• STATED PROBLEM
Reproduce all the lines exactly as they stand, apart from the pictures.

• COLLECTED MATERIAL
= = = = = = =

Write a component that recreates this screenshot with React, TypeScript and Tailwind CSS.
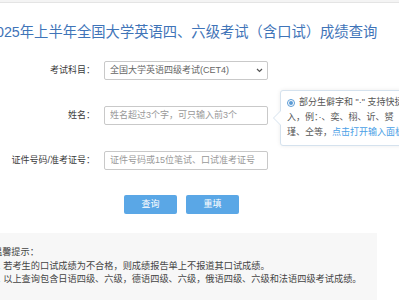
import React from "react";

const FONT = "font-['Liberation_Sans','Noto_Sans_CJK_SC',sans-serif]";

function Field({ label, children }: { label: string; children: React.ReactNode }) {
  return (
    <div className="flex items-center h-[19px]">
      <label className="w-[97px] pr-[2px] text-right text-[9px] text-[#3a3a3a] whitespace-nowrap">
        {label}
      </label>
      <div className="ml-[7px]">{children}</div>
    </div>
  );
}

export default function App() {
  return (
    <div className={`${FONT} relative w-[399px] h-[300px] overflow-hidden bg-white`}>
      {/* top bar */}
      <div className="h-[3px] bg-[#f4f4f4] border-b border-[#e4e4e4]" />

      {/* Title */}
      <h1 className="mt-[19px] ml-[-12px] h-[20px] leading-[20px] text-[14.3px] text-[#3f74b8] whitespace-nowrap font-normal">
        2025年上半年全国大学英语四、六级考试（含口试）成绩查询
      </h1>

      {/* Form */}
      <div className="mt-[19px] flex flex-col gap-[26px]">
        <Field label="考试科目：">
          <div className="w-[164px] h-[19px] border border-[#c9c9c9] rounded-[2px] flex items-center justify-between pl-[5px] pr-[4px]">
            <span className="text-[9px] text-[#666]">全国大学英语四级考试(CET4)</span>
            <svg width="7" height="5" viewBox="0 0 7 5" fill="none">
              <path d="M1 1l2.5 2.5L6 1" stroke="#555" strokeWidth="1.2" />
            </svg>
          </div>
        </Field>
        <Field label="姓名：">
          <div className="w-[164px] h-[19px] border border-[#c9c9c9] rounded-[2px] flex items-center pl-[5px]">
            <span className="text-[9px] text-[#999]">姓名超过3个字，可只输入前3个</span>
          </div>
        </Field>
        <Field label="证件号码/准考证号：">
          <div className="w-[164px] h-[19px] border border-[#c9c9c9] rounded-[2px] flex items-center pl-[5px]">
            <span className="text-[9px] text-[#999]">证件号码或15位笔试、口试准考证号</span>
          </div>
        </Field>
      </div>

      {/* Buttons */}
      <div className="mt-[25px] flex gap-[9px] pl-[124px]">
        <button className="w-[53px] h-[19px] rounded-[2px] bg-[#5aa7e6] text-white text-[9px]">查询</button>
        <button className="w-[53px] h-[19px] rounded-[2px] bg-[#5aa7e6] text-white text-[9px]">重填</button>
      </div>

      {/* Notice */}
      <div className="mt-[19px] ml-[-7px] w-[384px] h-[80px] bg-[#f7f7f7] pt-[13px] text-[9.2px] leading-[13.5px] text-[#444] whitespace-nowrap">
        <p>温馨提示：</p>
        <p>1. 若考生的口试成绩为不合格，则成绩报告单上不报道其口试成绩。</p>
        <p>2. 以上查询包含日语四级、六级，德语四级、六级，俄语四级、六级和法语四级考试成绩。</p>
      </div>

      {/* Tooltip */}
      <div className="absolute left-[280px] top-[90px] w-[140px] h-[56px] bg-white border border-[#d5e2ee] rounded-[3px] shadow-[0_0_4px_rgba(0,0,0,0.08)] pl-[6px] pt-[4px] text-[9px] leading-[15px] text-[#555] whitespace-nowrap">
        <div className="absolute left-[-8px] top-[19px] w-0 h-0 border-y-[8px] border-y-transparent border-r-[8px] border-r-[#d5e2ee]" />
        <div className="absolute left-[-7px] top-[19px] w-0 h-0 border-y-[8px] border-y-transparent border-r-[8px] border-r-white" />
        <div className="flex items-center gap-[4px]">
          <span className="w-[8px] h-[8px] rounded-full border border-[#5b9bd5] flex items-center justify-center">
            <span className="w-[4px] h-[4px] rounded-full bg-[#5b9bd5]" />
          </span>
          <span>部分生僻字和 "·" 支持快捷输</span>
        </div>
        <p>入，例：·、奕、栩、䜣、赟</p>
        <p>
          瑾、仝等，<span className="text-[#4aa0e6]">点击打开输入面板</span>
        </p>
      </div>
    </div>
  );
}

= = = = = = =

• EXERCISE RESPONSE
Write a component that recreates this screenshot with React, TypeScript and Tailwind CSS.
import React from "react";

const FONT = "font-['Liberation_Sans','Noto_Sans_CJK_SC',sans-serif]";

function Field({ label, children }: { label: string; children: React.ReactNode }) {
  return (
    <div className="flex items-center h-[19px]">
      <label className="w-[97px] pr-[2px] text-right text-[9px] text-[#3a3a3a] whitespace-nowrap">
        {label}
      </label>
      <div className="ml-[7px]">{children}</div>
    </div>
  );
}

export default function App() {
  return (
    <div className={`${FONT} relative w-[399px] h-[300px] overflow-hidden bg-white`}>
      {/* top bar */}
      <div className="h-[3px] bg-[#f4f4f4] border-b border-[#e4e4e4]" />

      {/* Title */}
      <h1 className="mt-[19px] ml-[-12px] h-[20px] leading-[20px] text-[14.3px] text-[#3f74b8] whitespace-nowrap font-normal">
        2025年上半年全国大学英语四、六级考试（含口试）成绩查询
      </h1>

      {/* Form */}
      <div className="mt-[19px] flex flex-col gap-[26px]">
        <Field label="考试科目：">
          <div className="w-[164px] h-[19px] border border-[#c9c9c9] rounded-[2px] flex items-center justify-between pl-[5px] pr-[4px]">
            <span className="text-[9px] text-[#666]">全国大学英语四级考试(CET4)</span>
            <svg width="7" height="5" viewBox="0 0 7 5" fill="none">
              <path d="M1 1l2.5 2.5L6 1" stroke="#555" strokeWidth="1.2" />
            </svg>
          </div>
        </Field>
        <Field label="姓名：">
          <div className="w-[164px] h-[19px] border border-[#c9c9c9] rounded-[2px] flex items-center pl-[5px]">
            <span className="text-[9px] text-[#999]">姓名超过3个字，可只输入前3个</span>
          </div>
        </Field>
        <Field label="证件号码/准考证号：">
          <div className="w-[164px] h-[19px] border border-[#c9c9c9] rounded-[2px] flex items-center pl-[5px]">
            <span className="text-[9px] text-[#999]">证件号码或15位笔试、口试准考证号</span>
          </div>
        </Field>
      </div>

      {/* Buttons */}
      <div className="mt-[25px] flex gap-[9px] pl-[124px]">
        <button className="w-[53px] h-[19px] rounded-[2px] bg-[#5aa7e6] text-white text-[9px]">查询</button>
        <button className="w-[53px] h-[19px] rounded-[2px] bg-[#5aa7e6] text-white text-[9px]">重填</button>
      </div>

      {/* Notice */}
      <div className="mt-[19px] ml-[-7px] w-[384px] h-[80px] bg-[#f7f7f7] pt-[13px] text-[9.2px] leading-[13.5px] text-[#444] whitespace-nowrap">
        <p>温馨提示：</p>
        <p>1. 若考生的口试成绩为不合格，则成绩报告单上不报道其口试成绩。</p>
        <p>2. 以上查询包含日语四级、六级，德语四级、六级，俄语四级、六级和法语四级考试成绩。</p>
      </div>

      {/* Tooltip */}
      <div className="absolute left-[280px] top-[90px] w-[140px] h-[56px] bg-white border border-[#d5e2ee] rounded-[3px] shadow-[0_0_4px_rgba(0,0,0,0.08)] pl-[6px] pt-[4px] text-[9px] leading-[15px] text-[#555] whitespace-nowrap">
        <div className="absolute left-[-8px] top-[19px] w-0 h-0 border-y-[8px] border-y-transparent border-r-[8px] border-r-[#d5e2ee]" />
        <div className="absolute left-[-7px] top-[19px] w-0 h-0 border-y-[8px] border-y-transparent border-r-[8px] border-r-white" />
        <div className="flex items-center gap-[4px]">
          <span className="w-[8px] h-[8px] rounded-full border border-[#5b9bd5] flex items-center justify-center">
            <span className="w-[4px] h-[4px] rounded-full bg-[#5b9bd5]" />
          </span>
          <span>部分生僻字和 "·" 支持快捷输</span>
        </div>
        <p>入，例：·、奕、栩、䜣、赟</p>
        <p>
          瑾、仝等，<span className="text-[#4aa0e6]">点击打开输入面板</span>
        </p>
      </div>
    </div>
  );
}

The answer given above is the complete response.